E’appropriato chiamare tutto questo “salvataggio”. I mercati finanziari sono salvati per evitare che la nave del capitalismo finanziario affondi, ma non si sta pompando fuori l’acqua. Ma gente. Sono persone quelle che gettano fuori bordo in nome della stabilizzazione. Il risultato sarà un battello più piccolo e meschino. Molto più meschino. Perché una profonda disuguaglianza -i super ricchi che vivono accanto agli economicamente disperati- richiede un indurimento dei cuori. Abbiamo bisogno di credere che siamo superiori a quelli che sono esclusi per tollerare la situazione. Così è questo il sistema che stanno salvando: il solito, ma più meschino.
E la domanda che ci poniamo è: il nostro lavoro dovrebbe salvare questa nave, la più grande nave pirata che sia mai esistita, o affondarlo e rimpiazzarlo con una nave più solida, una con spazio per tutti? Una che non abbia bisogno di queste purghe rituali, durante le quali gettiamo fuori bordo i nostri amici e vicini per salvare quelli che viaggiano in prima classe. Una che capisca che la Terra non ha la possibilità di far sì che tutti vivano sempre meglio. Ma ha invece la possibilità, come ha detto di recente il presidente boliviano Evo Morales alle Nazioni Unite, di far sì che tutti viviamo bene.

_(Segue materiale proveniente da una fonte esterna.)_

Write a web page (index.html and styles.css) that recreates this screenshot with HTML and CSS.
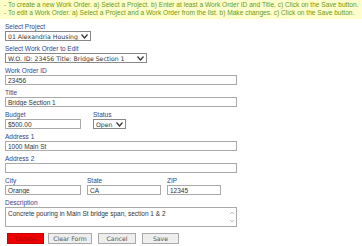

Perché non vi sbagliate: il capitalismo tornerà. E lo stesso messaggio tornerà, anche se forse ci sarà qualcuno nuovo a venderlo: non c’è bisogno che tu cambi. Continua a consumare tutto quello che vuoi. Ce n’è ancora abbastanza. Perfora, bella, perfora. Forse ci sarà qualche soluzione tecnologica che faccia sparire tutti i nostri problemi.
E per questo ora dobbiamo essere assolutamente chiari. Il capitalismo può sopravvivere a questa crisi. Ma il mondo non può sopravvivere a un altro giro di capitalismo.